Pradnya is a healthcare professional-turned- social activist with a Masters degree in social work. Until February last year, she had a full time job with an NGO that works on vaccination awareness and drew a monthly salary of Rs 17,000. She quit the job because the effort and the long commute were not commensurate with the salary.
“In a city like Mumbai, we spend 4-5 hours travelling and 9 hours working. So earning Rs 17,000 a month for a 15 hour day at the age of 30 and with a postgraduate degree does not make sense,” said Pradnya.
However, she has found it difficult to find another full-time job that pays her well. “For a person living in Mumbai, Rs 20,000-Rs 22,000 is the minimum monthly expense and this does not include leisure, just the fundamental needs. How can I survive in anything less?” she asked. She has, out of sheer desperation, done jobs for less. But now she wants more.
She now does occasional gigs like promotional events at shopping malls on weekends for which she earns Rs 600 a day.

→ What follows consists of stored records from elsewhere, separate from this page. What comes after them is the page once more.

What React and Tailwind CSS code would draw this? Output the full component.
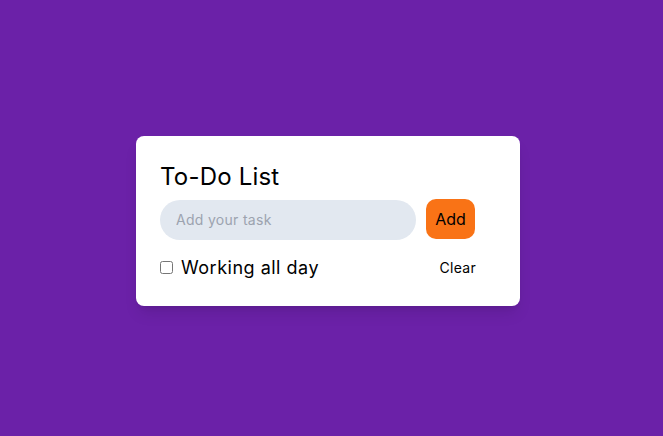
export default function App() {
  return (
    <div className="w-full h-[436px] bg-[#6b21a8] flex items-center justify-center" style={{ fontFamily: 'Inter, "Noto Sans", sans-serif' }}>
      <div className="w-[384px] bg-white rounded-lg shadow-lg pl-6 pr-11 pt-[25px] pb-[26px] mt-[5px] mr-[7px]">
        <h2 className="text-[24px] leading-[32px] text-black font-normal tracking-[0.2px]">To-Do List</h2>
        <div className="flex items-center mt-[7px]">
          <input
            type="text"
            placeholder="Add your task"
            className="w-[256px] h-10 rounded-full bg-[#e2e8f0] px-4 text-sm tracking-[0.3px] text-black placeholder:text-[#9ca3af] outline-none"
          />
          <button className="ml-[10px] w-[49px] h-10 rounded-[10px] bg-[#f97316] text-base text-black -mt-[2px]">Add</button>
        </div>
        <div className="flex items-center justify-between mt-[16px]">
          <label className="flex items-center">
            <input type="checkbox" className="w-[13px] h-[13px]" />
            <span className="ml-[8px] text-[18px] leading-6 text-black tracking-[0.5px]">Working all day</span>
          </label>
          <button className="text-sm text-black tracking-[0.3px]">Clear</button>
        </div>
      </div>
    </div>
  )
}
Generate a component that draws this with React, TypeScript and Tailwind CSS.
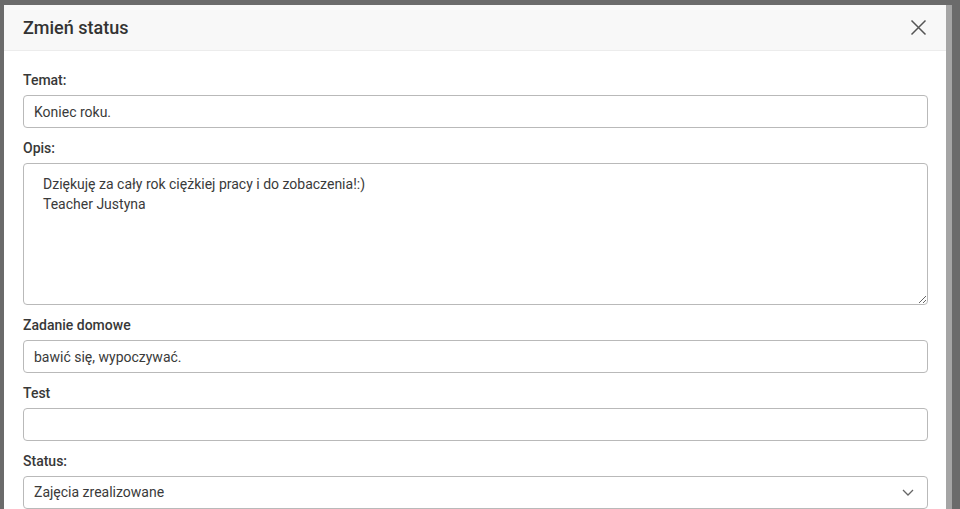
import React from 'react';

const font = { fontFamily: 'Roboto, "Liberation Sans", sans-serif' };

const Label: React.FC<{ children: React.ReactNode }> = ({ children }) => (
  <label className="block h-5 mb-[5px] text-[14px] leading-5 font-medium text-[#383838]">{children}</label>
);

const inputClass =
  'block w-full h-[33px] px-[10px] rounded-[4px] border border-[#b9b9b9] bg-white text-[14px] text-[#3a3a3a] outline-none';

export default function App() {
  return (
    <div className="h-[509px] w-[960px] overflow-hidden bg-[#6b6b6b] flex" style={font}>
      <div className="mt-[5px] ml-[4px] w-[942px] bg-white rounded-tl-[4px] flex flex-col">
        {/* Header */}
        <div className="h-[46px] flex items-center justify-between pl-[19px] pr-[18px] bg-[#f8f8f8] border-b border-[#ececec]">
          <h2 className="text-[18px] font-medium text-[#333]">Zmień status</h2>
          <button className="w-5 h-5 flex items-center justify-center text-[#555]">
            <svg width="17" height="17" viewBox="0 0 17 17" fill="none" stroke="currentColor" strokeWidth="1.5">
              <path d="M1.5 1.5 L15.5 15.5 M15.5 1.5 L1.5 15.5" />
            </svg>
          </button>
        </div>

        {/* Body */}
        <div className="pt-[19px] pl-[19px] pr-[18px]">
          <div className="mb-[10px]">
            <Label>Temat:</Label>
            <input className={inputClass} defaultValue="Koniec roku." readOnly />
          </div>
          <div className="mb-[10px]">
            <Label>Opis:</Label>
            <textarea
              className="block w-full h-[142px] pl-[19px] pr-[10px] pt-[10px] rounded-[4px] border border-[#b9b9b9] bg-white text-[14px] leading-5 text-[#3a3a3a] outline-none resize-y"
              defaultValue={'Dziękuję za cały rok ciężkiej pracy i do zobaczenia!:)\nTeacher Justyna'}
              readOnly
            />
          </div>
          <div className="mb-[10px]">
            <Label>Zadanie domowe</Label>
            <input className={inputClass} defaultValue="bawić się, wypoczywać." readOnly />
          </div>
          <div className="mb-[10px]">
            <Label>Test</Label>
            <input className={inputClass} defaultValue="" readOnly />
          </div>
          <div>
            <Label>Status:</Label>
            <div className="h-[33px] flex items-center justify-between px-[10px] rounded-[4px] border border-[#b9b9b9] text-[14px] text-[#3a3a3a]">
              <span>Zajęcia zrealizowane</span>
              <svg width="12" height="7" viewBox="0 0 12 7" fill="none" stroke="#666" strokeWidth="1.3" className="mr-[3px]">
                <path d="M1 1 L6 6 L11 1" />
              </svg>
            </div>
          </div>
        </div>
      </div>
      <div className="mt-[5px] w-[6px] bg-[#a5a5a5]" />
    </div>
  );
}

But the income is not fixed.
“Sometimes I earn Rs 6000 a month, sometimes Rs 3000 and sometimes nothing and most of it I contribute to home [expenses],” she told me, anxiety writ large on her face.
Pradnya’s dreams are not ambitious by any means. They are those of any young Indian – learning new skills to improve her job prospects, a ‘room of her own’ that gives her freedom and privacy, a bit of leisure and time for hobbies. “Are they too much to dream about?” she asked. But Pradnya is caught in a cycle of unemployment and inflation, one feeding into the other.
Maharashtra has an unemployment rate of 3.1 % for the year 2022-2023 and inflation rate of 6.01%, higher than the all-India rate of 5.09%, per government data from February 2024. Manipur (10.9%), Odisha (7.5%) and Telangana (6.7%) are the top three states with highest inflation rates.
Inflation (the measure of the rate of increase in the prices of goods and services) is calculated using the consumer price index (CPI) and the wholesale price index (WPI). The measure of inflation determines the purchasing power of the consumer. With rising inflation, household debt is at an all-time high – 40% of the Gross Domestic Product (December 2023). And there has been a 47-year low in the net financial savings – at 5.1% of GDP. These together define the financial distress that households in India are grappling with.
At Behanbox, we wanted to map the costs and burdens of this distress in real time. We bring you an ‘Inflation Journals’ series that show through real life stories from across India how households are coping with rising costs and debt.